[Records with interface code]
◇ ◇ ◇ ◇

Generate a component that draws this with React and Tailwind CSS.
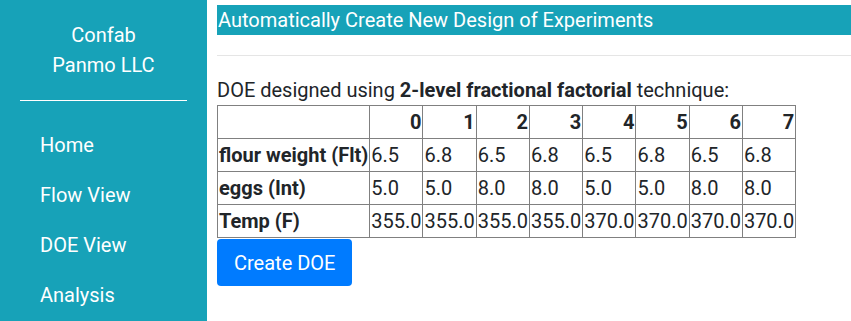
const cols = ['0', '1', '2', '3', '4', '5', '6', '7'];
const rows = [
  { name: 'flour weight (Flt)', vals: ['6.5', '6.8', '6.5', '6.8', '6.5', '6.8', '6.5', '6.8'] },
  { name: 'eggs (Int)', vals: ['5.0', '5.0', '8.0', '8.0', '5.0', '5.0', '8.0', '8.0'] },
  { name: 'Temp (F)', vals: ['355.0', '355.0', '355.0', '355.0', '370.0', '370.0', '370.0', '370.0'] },
];

function Sidebar() {
  return (
    <aside className="w-[207px] shrink-0 bg-[#17a2b8] text-white">
      <div className="pt-[20px] text-center text-[20px] leading-[30px]">
        <div>Confab</div>
        <div>Panmo LLC</div>
      </div>
      <hr className="mx-[20px] mt-[20px] border-0 border-t border-white" />
      <nav className="mt-[30px] flex flex-col gap-[22px] pl-[40px] text-[20px] leading-[28px]">
        <a>Home</a>
        <a>Flow View</a>
        <a>DOE View</a>
        <a>Analysis</a>
      </nav>
    </aside>
  );
}

export default function App() {
  return (
    <div className="flex h-[321px] w-[851px] overflow-hidden bg-white font-['Roboto',sans-serif] text-[#212529]">
      <Sidebar />
      <main className="flex-1 pl-[10px] pt-[5px]">
        <h1 className="h-[30px] whitespace-nowrap bg-[#17a2b8] pl-[1px] text-[20px] font-normal leading-[30px] text-white">
          Automatically Create New Design of Experiments
        </h1>
        <hr className="mt-[20px] border-0 border-t border-[#e5e5e5]" />
        <p className="mt-[19px] text-[20px] leading-[30px]">
          DOE designed using <b>2-level fractional factorial</b> technique:
        </p>
        <table className="border-collapse text-[20px] leading-[32px]">
          <thead>
            <tr>
              <th className="border border-[#808080]"></th>
              {cols.map((c) => (
                <th key={c} className="border border-[#808080] px-[1px] text-right font-bold">{c}</th>
              ))}
            </tr>
          </thead>
          <tbody>
            {rows.map((r) => (
              <tr key={r.name}>
                <th className="whitespace-nowrap border border-[#808080] px-[1px] text-left font-bold">{r.name}</th>
                {r.vals.map((v, i) => (
                  <td key={i} className="border border-[#808080] px-[1px]">{v}</td>
                ))}
              </tr>
            ))}
          </tbody>
        </table>
        <button className="mt-[1px] h-[47px] rounded-[4px] bg-[#007bff] px-[17px] text-[20px] text-white">
          Create DOE
        </button>
      </main>
    </div>
  );
}
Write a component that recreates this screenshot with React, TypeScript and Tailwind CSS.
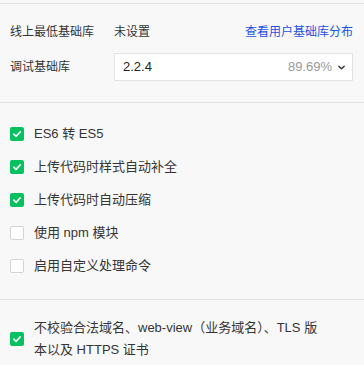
import React, { useState } from 'react';

const font = 'font-["Liberation_Sans","Noto_Sans_CJK_SC",sans-serif]';

interface OptionItem {
  key: string;
  label: string;
  checked: boolean;
}

const OPTIONS: OptionItem[] = [
  { key: 'es6', label: 'ES6 转 ES5', checked: true },
  { key: 'postcss', label: '上传代码时样式自动补全', checked: true },
  { key: 'minify', label: '上传代码时自动压缩', checked: true },
  { key: 'npm', label: '使用 npm 模块', checked: false },
  { key: 'custom', label: '启用自定义处理命令', checked: false },
];

function CheckBox({ checked, onChange }: { checked: boolean; onChange: () => void }) {
  return (
    <button
      type="button"
      onClick={onChange}
      className={`flex h-[14px] w-[14px] shrink-0 items-center justify-center rounded-[2px] ${
        checked ? 'bg-[#07c160]' : 'border border-[#d4d4d4] bg-white'
      }`}
    >
      {checked && (
        <svg width="10" height="10" viewBox="0 0 10 10" fill="none">
          <path d="M1.8 5.2 L4.1 7.4 L8.3 2.8" stroke="white" strokeWidth="1.6" strokeLinecap="round" strokeLinejoin="round" />
        </svg>
      )}
    </button>
  );
}

export default function App() {
  const [opts, setOpts] = useState<Record<string, boolean>>(
    Object.fromEntries(OPTIONS.map((o) => [o.key, o.checked]))
  );
  const [skipCheck, setSkipCheck] = useState(true);

  const toggle = (key: string) => setOpts({ ...opts, [key]: !opts[key] });

  return (
    <div className={`h-[365px] w-[364px] overflow-hidden bg-[#f8f8f8] text-[#353535] ${font}`}>
      <div className="h-[3px]" />

      {/* base library */}
      <div className="border-t border-[#e2e2e2] px-[10px] pb-[21px] pt-[18px]">
        <div className="flex h-[20px] items-center text-[12px]">
          <span className="w-[104px]">线上最低基础库</span>
          <span>未设置</span>
          <a className="ml-auto pr-[1px] text-[#1d52e0]" href="#">
            查看用户基础库分布
          </a>
        </div>
        <div className="mt-[11px] flex items-center">
          <span className="w-[104px] text-[12px]">调试基础库</span>
          <div className="flex h-[28px] w-[239px] items-center border border-[#e3e3e3] bg-white pl-[8px] pr-[6px]">
            <span className="text-[13px] text-[#222]">2.2.4</span>
            <span className="ml-auto text-[13px] text-[#9a9a9a]">89.69%</span>
            <svg className="ml-[5px]" width="9" height="9" viewBox="0 0 10 10" fill="none">
              <path d="M2 3.5 L5 6.5 L8 3.5" stroke="#333" strokeWidth="1.6" strokeLinecap="round" strokeLinejoin="round" />
            </svg>
          </div>
        </div>
      </div>

      {/* compile options */}
      <div className="border-t border-[#e2e2e2] px-[10px] pb-[17px] pt-[14px]">
        {OPTIONS.map((o) => (
          <div key={o.key} className="flex h-[33px] items-center gap-[10px] text-[13px]">
            <CheckBox checked={opts[o.key]} onChange={() => toggle(o.key)} />
            <span>{o.label}</span>
          </div>
        ))}
      </div>

      {/* domain check */}
      <div className="border-t border-[#e2e2e2] px-[10px] pt-[17px]">
        <div className="flex items-center gap-[10px] text-[13px]">
          <CheckBox checked={skipCheck} onChange={() => setSkipCheck(!skipCheck)} />
          <span className="leading-[22px]">
            不校验合法域名、web-view（业务域名）、TLS 版
            <br />
            本以及 HTTPS 证书
          </span>
        </div>
      </div>
    </div>
  );
}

◇ ◇ ◇ ◇

Quote the listing above in full, except for the pictures.

Generate a component that draws this with React and Tailwind CSS.
const cols = ['0', '1', '2', '3', '4', '5', '6', '7'];
const rows = [
  { name: 'flour weight (Flt)', vals: ['6.5', '6.8', '6.5', '6.8', '6.5', '6.8', '6.5', '6.8'] },
  { name: 'eggs (Int)', vals: ['5.0', '5.0', '8.0', '8.0', '5.0', '5.0', '8.0', '8.0'] },
  { name: 'Temp (F)', vals: ['355.0', '355.0', '355.0', '355.0', '370.0', '370.0', '370.0', '370.0'] },
];

function Sidebar() {
  return (
    <aside className="w-[207px] shrink-0 bg-[#17a2b8] text-white">
      <div className="pt-[20px] text-center text-[20px] leading-[30px]">
        <div>Confab</div>
        <div>Panmo LLC</div>
      </div>
      <hr className="mx-[20px] mt-[20px] border-0 border-t border-white" />
      <nav className="mt-[30px] flex flex-col gap-[22px] pl-[40px] text-[20px] leading-[28px]">
        <a>Home</a>
        <a>Flow View</a>
        <a>DOE View</a>
        <a>Analysis</a>
      </nav>
    </aside>
  );
}

export default function App() {
  return (
    <div className="flex h-[321px] w-[851px] overflow-hidden bg-white font-['Roboto',sans-serif] text-[#212529]">
      <Sidebar />
      <main className="flex-1 pl-[10px] pt-[5px]">
        <h1 className="h-[30px] whitespace-nowrap bg-[#17a2b8] pl-[1px] text-[20px] font-normal leading-[30px] text-white">
          Automatically Create New Design of Experiments
        </h1>
        <hr className="mt-[20px] border-0 border-t border-[#e5e5e5]" />
        <p className="mt-[19px] text-[20px] leading-[30px]">
          DOE designed using <b>2-level fractional factorial</b> technique:
        </p>
        <table className="border-collapse text-[20px] leading-[32px]">
          <thead>
            <tr>
              <th className="border border-[#808080]"></th>
              {cols.map((c) => (
                <th key={c} className="border border-[#808080] px-[1px] text-right font-bold">{c}</th>
              ))}
            </tr>
          </thead>
          <tbody>
            {rows.map((r) => (
              <tr key={r.name}>
                <th className="whitespace-nowrap border border-[#808080] px-[1px] text-left font-bold">{r.name}</th>
                {r.vals.map((v, i) => (
                  <td key={i} className="border border-[#808080] px-[1px]">{v}</td>
                ))}
              </tr>
            ))}
          </tbody>
        </table>
        <button className="mt-[1px] h-[47px] rounded-[4px] bg-[#007bff] px-[17px] text-[20px] text-white">
          Create DOE
        </button>
      </main>
    </div>
  );
}
Write a component that recreates this screenshot with React, TypeScript and Tailwind CSS.
import React, { useState } from 'react';

const font = 'font-["Liberation_Sans","Noto_Sans_CJK_SC",sans-serif]';

interface OptionItem {
  key: string;
  label: string;
  checked: boolean;
}

const OPTIONS: OptionItem[] = [
  { key: 'es6', label: 'ES6 转 ES5', checked: true },
  { key: 'postcss', label: '上传代码时样式自动补全', checked: true },
  { key: 'minify', label: '上传代码时自动压缩', checked: true },
  { key: 'npm', label: '使用 npm 模块', checked: false },
  { key: 'custom', label: '启用自定义处理命令', checked: false },
];

function CheckBox({ checked, onChange }: { checked: boolean; onChange: () => void }) {
  return (
    <button
      type="button"
      onClick={onChange}
      className={`flex h-[14px] w-[14px] shrink-0 items-center justify-center rounded-[2px] ${
        checked ? 'bg-[#07c160]' : 'border border-[#d4d4d4] bg-white'
      }`}
    >
      {checked && (
        <svg width="10" height="10" viewBox="0 0 10 10" fill="none">
          <path d="M1.8 5.2 L4.1 7.4 L8.3 2.8" stroke="white" strokeWidth="1.6" strokeLinecap="round" strokeLinejoin="round" />
        </svg>
      )}
    </button>
  );
}

export default function App() {
  const [opts, setOpts] = useState<Record<string, boolean>>(
    Object.fromEntries(OPTIONS.map((o) => [o.key, o.checked]))
  );
  const [skipCheck, setSkipCheck] = useState(true);

  const toggle = (key: string) => setOpts({ ...opts, [key]: !opts[key] });

  return (
    <div className={`h-[365px] w-[364px] overflow-hidden bg-[#f8f8f8] text-[#353535] ${font}`}>
      <div className="h-[3px]" />

      {/* base library */}
      <div className="border-t border-[#e2e2e2] px-[10px] pb-[21px] pt-[18px]">
        <div className="flex h-[20px] items-center text-[12px]">
          <span className="w-[104px]">线上最低基础库</span>
          <span>未设置</span>
          <a className="ml-auto pr-[1px] text-[#1d52e0]" href="#">
            查看用户基础库分布
          </a>
        </div>
        <div className="mt-[11px] flex items-center">
          <span className="w-[104px] text-[12px]">调试基础库</span>
          <div className="flex h-[28px] w-[239px] items-center border border-[#e3e3e3] bg-white pl-[8px] pr-[6px]">
            <span className="text-[13px] text-[#222]">2.2.4</span>
            <span className="ml-auto text-[13px] text-[#9a9a9a]">89.69%</span>
            <svg className="ml-[5px]" width="9" height="9" viewBox="0 0 10 10" fill="none">
              <path d="M2 3.5 L5 6.5 L8 3.5" stroke="#333" strokeWidth="1.6" strokeLinecap="round" strokeLinejoin="round" />
            </svg>
          </div>
        </div>
      </div>

      {/* compile options */}
      <div className="border-t border-[#e2e2e2] px-[10px] pb-[17px] pt-[14px]">
        {OPTIONS.map((o) => (
          <div key={o.key} className="flex h-[33px] items-center gap-[10px] text-[13px]">
            <CheckBox checked={opts[o.key]} onChange={() => toggle(o.key)} />
            <span>{o.label}</span>
          </div>
        ))}
      </div>

      {/* domain check */}
      <div className="border-t border-[#e2e2e2] px-[10px] pt-[17px]">
        <div className="flex items-center gap-[10px] text-[13px]">
          <CheckBox checked={skipCheck} onChange={() => setSkipCheck(!skipCheck)} />
          <span className="leading-[22px]">
            不校验合法域名、web-view（业务域名）、TLS 版
            <br />
            本以及 HTTPS 证书
          </span>
        </div>
      </div>
    </div>
  );
}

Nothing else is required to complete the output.